(Exercise description): Lines containing the string "Emit" are to be counted; report the number and nothing more.

(Stored rows):
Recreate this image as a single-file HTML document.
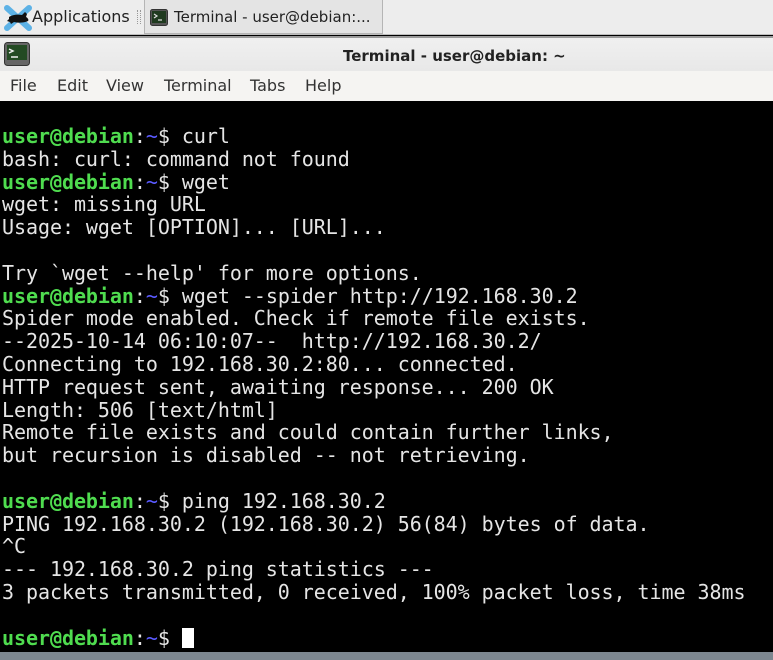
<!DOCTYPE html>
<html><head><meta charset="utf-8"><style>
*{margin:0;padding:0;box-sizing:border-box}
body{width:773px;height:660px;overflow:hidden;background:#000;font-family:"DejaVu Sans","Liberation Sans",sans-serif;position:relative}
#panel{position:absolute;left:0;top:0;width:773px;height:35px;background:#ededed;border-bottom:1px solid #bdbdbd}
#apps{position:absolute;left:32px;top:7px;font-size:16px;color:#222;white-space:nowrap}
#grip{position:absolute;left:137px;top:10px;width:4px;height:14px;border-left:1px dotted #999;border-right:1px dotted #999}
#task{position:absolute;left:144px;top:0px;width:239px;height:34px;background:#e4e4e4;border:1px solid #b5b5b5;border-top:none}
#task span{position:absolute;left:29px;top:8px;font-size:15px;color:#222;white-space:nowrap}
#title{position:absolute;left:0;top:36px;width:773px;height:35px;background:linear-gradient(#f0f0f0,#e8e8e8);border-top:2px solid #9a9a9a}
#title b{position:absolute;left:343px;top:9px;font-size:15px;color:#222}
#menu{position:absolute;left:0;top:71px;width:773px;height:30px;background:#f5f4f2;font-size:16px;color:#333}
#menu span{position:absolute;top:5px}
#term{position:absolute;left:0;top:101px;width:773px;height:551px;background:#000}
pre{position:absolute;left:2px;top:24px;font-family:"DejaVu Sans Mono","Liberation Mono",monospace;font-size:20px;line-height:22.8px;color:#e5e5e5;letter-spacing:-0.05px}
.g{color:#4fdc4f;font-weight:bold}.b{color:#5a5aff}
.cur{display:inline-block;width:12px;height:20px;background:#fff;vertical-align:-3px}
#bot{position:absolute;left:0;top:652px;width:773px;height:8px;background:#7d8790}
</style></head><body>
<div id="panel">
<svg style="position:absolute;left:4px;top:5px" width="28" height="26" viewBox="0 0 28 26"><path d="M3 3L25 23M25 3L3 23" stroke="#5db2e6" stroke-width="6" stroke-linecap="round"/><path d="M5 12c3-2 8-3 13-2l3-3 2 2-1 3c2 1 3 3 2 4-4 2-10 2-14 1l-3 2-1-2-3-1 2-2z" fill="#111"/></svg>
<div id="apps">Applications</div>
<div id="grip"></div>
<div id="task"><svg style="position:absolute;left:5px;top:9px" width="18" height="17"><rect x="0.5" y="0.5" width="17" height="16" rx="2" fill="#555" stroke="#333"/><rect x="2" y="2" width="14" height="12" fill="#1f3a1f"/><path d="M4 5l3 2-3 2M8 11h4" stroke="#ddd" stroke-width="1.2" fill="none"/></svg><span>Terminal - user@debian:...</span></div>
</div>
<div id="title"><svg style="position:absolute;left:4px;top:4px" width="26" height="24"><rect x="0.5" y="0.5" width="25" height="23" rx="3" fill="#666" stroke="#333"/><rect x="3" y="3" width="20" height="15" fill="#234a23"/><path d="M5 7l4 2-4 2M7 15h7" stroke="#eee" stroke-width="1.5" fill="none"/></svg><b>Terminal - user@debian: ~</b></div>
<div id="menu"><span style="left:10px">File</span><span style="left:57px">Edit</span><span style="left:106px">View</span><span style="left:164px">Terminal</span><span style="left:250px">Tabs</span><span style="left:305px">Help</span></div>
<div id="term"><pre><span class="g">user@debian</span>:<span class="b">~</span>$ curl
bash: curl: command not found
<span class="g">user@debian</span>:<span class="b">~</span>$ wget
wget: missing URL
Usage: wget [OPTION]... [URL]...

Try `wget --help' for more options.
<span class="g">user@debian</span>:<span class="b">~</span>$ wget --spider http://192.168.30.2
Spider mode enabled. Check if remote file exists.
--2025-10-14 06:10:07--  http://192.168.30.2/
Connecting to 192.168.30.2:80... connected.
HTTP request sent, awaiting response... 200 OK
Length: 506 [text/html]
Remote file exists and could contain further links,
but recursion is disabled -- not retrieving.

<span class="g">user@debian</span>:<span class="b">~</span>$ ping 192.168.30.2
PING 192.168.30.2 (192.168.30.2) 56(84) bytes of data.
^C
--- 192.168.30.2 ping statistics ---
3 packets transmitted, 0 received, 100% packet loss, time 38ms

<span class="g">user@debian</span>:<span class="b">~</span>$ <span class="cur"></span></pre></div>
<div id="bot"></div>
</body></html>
...
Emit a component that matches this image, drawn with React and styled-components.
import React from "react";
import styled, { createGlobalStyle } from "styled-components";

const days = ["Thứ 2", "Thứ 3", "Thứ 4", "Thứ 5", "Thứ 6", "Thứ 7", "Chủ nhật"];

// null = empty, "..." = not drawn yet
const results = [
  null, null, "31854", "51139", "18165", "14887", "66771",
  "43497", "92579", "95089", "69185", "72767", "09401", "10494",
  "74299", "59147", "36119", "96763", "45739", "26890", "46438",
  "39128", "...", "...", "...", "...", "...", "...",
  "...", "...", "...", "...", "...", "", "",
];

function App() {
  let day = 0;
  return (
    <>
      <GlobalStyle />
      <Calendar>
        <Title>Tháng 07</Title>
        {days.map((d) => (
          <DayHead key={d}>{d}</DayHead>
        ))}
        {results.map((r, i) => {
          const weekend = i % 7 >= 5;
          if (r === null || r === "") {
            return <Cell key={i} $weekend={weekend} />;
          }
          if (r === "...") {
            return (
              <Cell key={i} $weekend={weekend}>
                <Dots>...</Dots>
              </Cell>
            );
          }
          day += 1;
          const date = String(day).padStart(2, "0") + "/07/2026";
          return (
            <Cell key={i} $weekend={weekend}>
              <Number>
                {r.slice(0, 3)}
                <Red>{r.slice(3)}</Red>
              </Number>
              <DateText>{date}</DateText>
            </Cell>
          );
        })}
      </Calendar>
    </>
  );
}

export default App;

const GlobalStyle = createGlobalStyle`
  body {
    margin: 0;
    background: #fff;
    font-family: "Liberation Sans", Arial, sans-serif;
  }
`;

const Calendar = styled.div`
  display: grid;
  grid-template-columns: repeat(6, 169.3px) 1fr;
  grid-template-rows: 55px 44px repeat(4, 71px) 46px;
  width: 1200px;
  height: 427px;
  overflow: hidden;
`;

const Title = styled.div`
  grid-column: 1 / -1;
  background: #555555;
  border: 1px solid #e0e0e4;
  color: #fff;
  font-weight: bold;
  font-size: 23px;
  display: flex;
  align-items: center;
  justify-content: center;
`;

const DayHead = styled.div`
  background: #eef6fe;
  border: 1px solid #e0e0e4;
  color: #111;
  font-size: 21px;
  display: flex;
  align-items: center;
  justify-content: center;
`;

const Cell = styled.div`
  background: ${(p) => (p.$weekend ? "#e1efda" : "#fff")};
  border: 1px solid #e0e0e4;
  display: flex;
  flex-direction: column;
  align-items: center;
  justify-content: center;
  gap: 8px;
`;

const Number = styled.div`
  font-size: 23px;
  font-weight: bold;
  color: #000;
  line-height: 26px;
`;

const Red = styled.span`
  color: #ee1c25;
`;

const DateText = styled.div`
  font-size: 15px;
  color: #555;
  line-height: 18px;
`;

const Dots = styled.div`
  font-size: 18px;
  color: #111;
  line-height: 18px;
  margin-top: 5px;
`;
...
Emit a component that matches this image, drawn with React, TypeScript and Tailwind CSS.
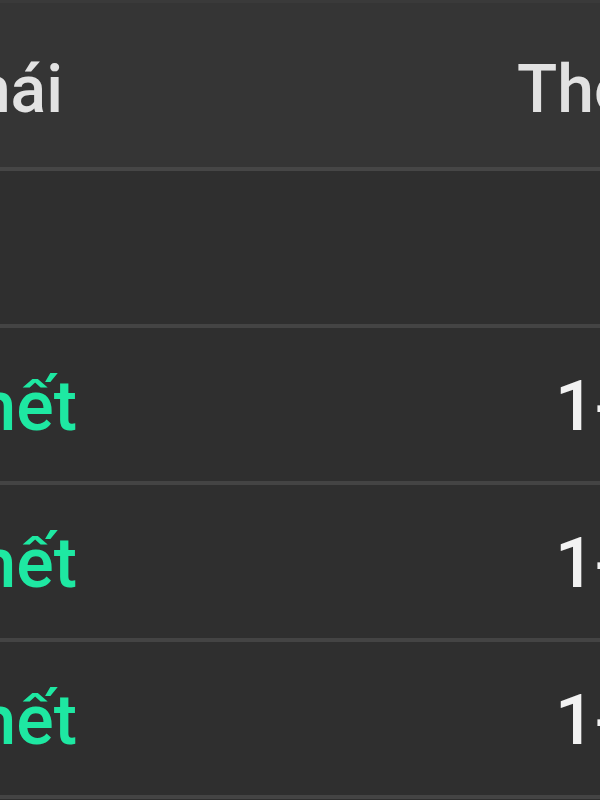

(Answer to the exercise): 2